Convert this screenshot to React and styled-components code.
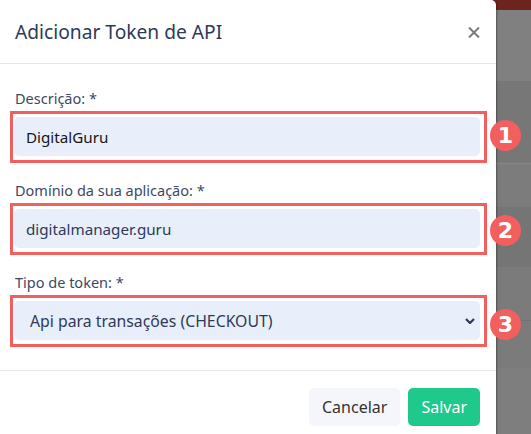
import React from 'react'
import styled, { createGlobalStyle } from 'styled-components'

const GlobalStyle = createGlobalStyle`
  html, body {
    margin: 0;
    padding: 0;
    overflow: hidden;
  }
  body {
    font-family: 'Noto Sans', 'Open Sans', sans-serif;
  }
`

const stripes = [
  { h: 10, c: '#6d231e' },
  { h: 71, c: '#808080' },
  { h: 82, c: '#777777' },
  { h: 1, c: '#858585' },
  { h: 43, c: '#7c7c7c' },
  { h: 60, c: '#757575' },
  { h: 53, c: '#7b7b7b' },
  { h: 1, c: '#727272' },
  { h: 47, c: '#7b7b7b' },
  { h: 66, c: '#7e7e7e' },
]

const fields = [
  { id: 1, label: 'Descrição: *', value: 'DigitalGuru', dark: true, badgeTop: 3 },
  { id: 2, label: 'Domínio da sua aplicação: *', value: 'digitalmanager.guru', badgeTop: 6 },
  { id: 3, label: 'Tipo de token: *', value: 'Api para transações (CHECKOUT)', select: true, badgeTop: 8 },
]

const App = () => {
  return (
    <Page>
      <GlobalStyle />
      <Backdrop>
        {stripes.map((s, i) => (
          <Stripe key={i} style={{ height: s.h, background: s.c }} />
        ))}
      </Backdrop>
      <Modal>
        <Header>
          <Title>Adicionar Token de API</Title>
          <Close aria-label='fechar'>
            <svg width='12' height='11' viewBox='0 0 12 11'>
              <path d='M1 0.5 L11 10.5 M11 0.5 L1 10.5' stroke='#7a7a7a' strokeWidth='2' />
            </svg>
          </Close>
        </Header>
        <Body>
          {fields.map((f) => (
            <Field key={f.id}>
              <Label>{f.label}</Label>
              <Control>
                {f.select ? (
                  <SelectBox role='combobox'>
                    <span>{f.value}</span>
                    <svg width='10' height='6' viewBox='0 0 10 6'>
                      <path d='M1 1 L5 5 L9 1' fill='none' stroke='#2e3a59' strokeWidth='2.2' />
                    </svg>
                  </SelectBox>
                ) : (
                  <Input readOnly defaultValue={f.value} $dark={f.dark} />
                )}
                <Highlight />
                <Badge $top={f.badgeTop}>{f.id}</Badge>
              </Control>
            </Field>
          ))}
        </Body>
        <Footer>
          <Button>Cancelar</Button>
          <Button $primary>Salvar</Button>
        </Footer>
      </Modal>
    </Page>
  )
}

const Page = styled.div`
  position: relative;
  width: 531px;
  height: 434px;
  overflow: hidden;
`
const Backdrop = styled.div`
  display: flex;
  flex-direction: column;
  width: 100%;
  height: 100%;
`
const Stripe = styled.div`
  flex: none;
  width: 100%;
`
const Modal = styled.div`
  position: absolute;
  top: 0;
  left: -2px;
  width: 498px;
  background: #ffffff;
  border-top-right-radius: 5px;
  box-shadow: 1px 0 2px rgba(0, 0, 0, 0.35);
`
const Header = styled.div`
  display: flex;
  align-items: center;
  justify-content: space-between;
  padding: 0 16px 0 17px;
  border-bottom: 1px solid #e4e4ee;
  box-sizing: border-box;
  height: 64px;
`
const Title = styled.h5`
  margin: 0;
  font-size: 19.2px;
  font-weight: 400;
  color: #2e3a59;
`
const Close = styled.button`
  border: none;
  background: none;
  padding: 0;
  display: flex;
  margin-top: 1px;
`
const Body = styled.div`
  display: flex;
  flex-direction: column;
  gap: 23px;
  padding: 23px 16px 30px;
`
const Field = styled.div`
  display: flex;
  flex-direction: column;
  gap: 8px;
`
const Label = styled.label`
  font-size: 14.5px;
  line-height: 22px;
  color: #3d4866;
  padding-left: 1px;
`
const Control = styled.div`
  position: relative;
  height: 39px;
`
const Input = styled.input`
  width: 100%;
  height: 100%;
  box-sizing: border-box;
  border: none;
  border-radius: 5px;
  background: #e8eefa;
  padding: 0 12px;
  font-family: inherit;
  font-size: 15.2px;
  color: ${(p) => (p.$dark ? '#161616' : '#2e3a59')};
  outline: none;
`
const SelectBox = styled.div`
  display: flex;
  align-items: center;
  justify-content: space-between;
  height: 100%;
  box-sizing: border-box;
  border-radius: 5px;
  background: #e8eefa;
  padding: 0 5px 0 16px;
  font-size: 15.8px;
  color: #2e3a59;
  svg {
    margin-top: 1px;
  }
`
const Highlight = styled.div`
  position: absolute;
  top: -6px;
  left: -4px;
  right: -7px;
  bottom: -7px;
  border: 3px solid #f25f5f;
  pointer-events: none;
`
const Badge = styled.div`
  position: absolute;
  left: calc(100% + 10px);
  top: ${(p) => p.$top}px;
  width: 31px;
  height: 31px;
  border-radius: 50%;
  background: #f25f5f;
  color: #ffffff;
  display: flex;
  align-items: center;
  justify-content: center;
  font-family: 'DejaVu Sans', sans-serif;
  font-weight: 700;
  font-size: 22px;
  line-height: 1;
`
const Footer = styled.div`
  display: flex;
  justify-content: flex-end;
  gap: 8px;
  border-top: 1px solid #e4e4ee;
  padding: 17px 16px 20px;
`
const Button = styled.button`
  height: 38px;
  padding: 0 13px;
  border: none;
  border-radius: 5px;
  font-family: inherit;
  font-size: 16px;
  background: ${(p) => (p.$primary ? '#1fc98b' : '#f5f6fb')};
  color: ${(p) => (p.$primary ? '#ffffff' : '#333333')};
`

export default App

### Objective
Quote all the lines above exactly as given. Do not include the pictures.

### Written response
Convert this screenshot to React and styled-components code.
import React from 'react'
import styled, { createGlobalStyle } from 'styled-components'

const GlobalStyle = createGlobalStyle`
  html, body {
    margin: 0;
    padding: 0;
    overflow: hidden;
  }
  body {
    font-family: 'Noto Sans', 'Open Sans', sans-serif;
  }
`

const stripes = [
  { h: 10, c: '#6d231e' },
  { h: 71, c: '#808080' },
  { h: 82, c: '#777777' },
  { h: 1, c: '#858585' },
  { h: 43, c: '#7c7c7c' },
  { h: 60, c: '#757575' },
  { h: 53, c: '#7b7b7b' },
  { h: 1, c: '#727272' },
  { h: 47, c: '#7b7b7b' },
  { h: 66, c: '#7e7e7e' },
]

const fields = [
  { id: 1, label: 'Descrição: *', value: 'DigitalGuru', dark: true, badgeTop: 3 },
  { id: 2, label: 'Domínio da sua aplicação: *', value: 'digitalmanager.guru', badgeTop: 6 },
  { id: 3, label: 'Tipo de token: *', value: 'Api para transações (CHECKOUT)', select: true, badgeTop: 8 },
]

const App = () => {
  return (
    <Page>
      <GlobalStyle />
      <Backdrop>
        {stripes.map((s, i) => (
          <Stripe key={i} style={{ height: s.h, background: s.c }} />
        ))}
      </Backdrop>
      <Modal>
        <Header>
          <Title>Adicionar Token de API</Title>
          <Close aria-label='fechar'>
            <svg width='12' height='11' viewBox='0 0 12 11'>
              <path d='M1 0.5 L11 10.5 M11 0.5 L1 10.5' stroke='#7a7a7a' strokeWidth='2' />
            </svg>
          </Close>
        </Header>
        <Body>
          {fields.map((f) => (
            <Field key={f.id}>
              <Label>{f.label}</Label>
              <Control>
                {f.select ? (
                  <SelectBox role='combobox'>
                    <span>{f.value}</span>
                    <svg width='10' height='6' viewBox='0 0 10 6'>
                      <path d='M1 1 L5 5 L9 1' fill='none' stroke='#2e3a59' strokeWidth='2.2' />
                    </svg>
                  </SelectBox>
                ) : (
                  <Input readOnly defaultValue={f.value} $dark={f.dark} />
                )}
                <Highlight />
                <Badge $top={f.badgeTop}>{f.id}</Badge>
              </Control>
            </Field>
          ))}
        </Body>
        <Footer>
          <Button>Cancelar</Button>
          <Button $primary>Salvar</Button>
        </Footer>
      </Modal>
    </Page>
  )
}

const Page = styled.div`
  position: relative;
  width: 531px;
  height: 434px;
  overflow: hidden;
`
const Backdrop = styled.div`
  display: flex;
  flex-direction: column;
  width: 100%;
  height: 100%;
`
const Stripe = styled.div`
  flex: none;
  width: 100%;
`
const Modal = styled.div`
  position: absolute;
  top: 0;
  left: -2px;
  width: 498px;
  background: #ffffff;
  border-top-right-radius: 5px;
  box-shadow: 1px 0 2px rgba(0, 0, 0, 0.35);
`
const Header = styled.div`
  display: flex;
  align-items: center;
  justify-content: space-between;
  padding: 0 16px 0 17px;
  border-bottom: 1px solid #e4e4ee;
  box-sizing: border-box;
  height: 64px;
`
const Title = styled.h5`
  margin: 0;
  font-size: 19.2px;
  font-weight: 400;
  color: #2e3a59;
`
const Close = styled.button`
  border: none;
  background: none;
  padding: 0;
  display: flex;
  margin-top: 1px;
`
const Body = styled.div`
  display: flex;
  flex-direction: column;
  gap: 23px;
  padding: 23px 16px 30px;
`
const Field = styled.div`
  display: flex;
  flex-direction: column;
  gap: 8px;
`
const Label = styled.label`
  font-size: 14.5px;
  line-height: 22px;
  color: #3d4866;
  padding-left: 1px;
`
const Control = styled.div`
  position: relative;
  height: 39px;
`
const Input = styled.input`
  width: 100%;
  height: 100%;
  box-sizing: border-box;
  border: none;
  border-radius: 5px;
  background: #e8eefa;
  padding: 0 12px;
  font-family: inherit;
  font-size: 15.2px;
  color: ${(p) => (p.$dark ? '#161616' : '#2e3a59')};
  outline: none;
`
const SelectBox = styled.div`
  display: flex;
  align-items: center;
  justify-content: space-between;
  height: 100%;
  box-sizing: border-box;
  border-radius: 5px;
  background: #e8eefa;
  padding: 0 5px 0 16px;
  font-size: 15.8px;
  color: #2e3a59;
  svg {
    margin-top: 1px;
  }
`
const Highlight = styled.div`
  position: absolute;
  top: -6px;
  left: -4px;
  right: -7px;
  bottom: -7px;
  border: 3px solid #f25f5f;
  pointer-events: none;
`
const Badge = styled.div`
  position: absolute;
  left: calc(100% + 10px);
  top: ${(p) => p.$top}px;
  width: 31px;
  height: 31px;
  border-radius: 50%;
  background: #f25f5f;
  color: #ffffff;
  display: flex;
  align-items: center;
  justify-content: center;
  font-family: 'DejaVu Sans', sans-serif;
  font-weight: 700;
  font-size: 22px;
  line-height: 1;
`
const Footer = styled.div`
  display: flex;
  justify-content: flex-end;
  gap: 8px;
  border-top: 1px solid #e4e4ee;
  padding: 17px 16px 20px;
`
const Button = styled.button`
  height: 38px;
  padding: 0 13px;
  border: none;
  border-radius: 5px;
  font-family: inherit;
  font-size: 16px;
  background: ${(p) => (p.$primary ? '#1fc98b' : '#f5f6fb')};
  color: ${(p) => (p.$primary ? '#ffffff' : '#333333')};
`

export default App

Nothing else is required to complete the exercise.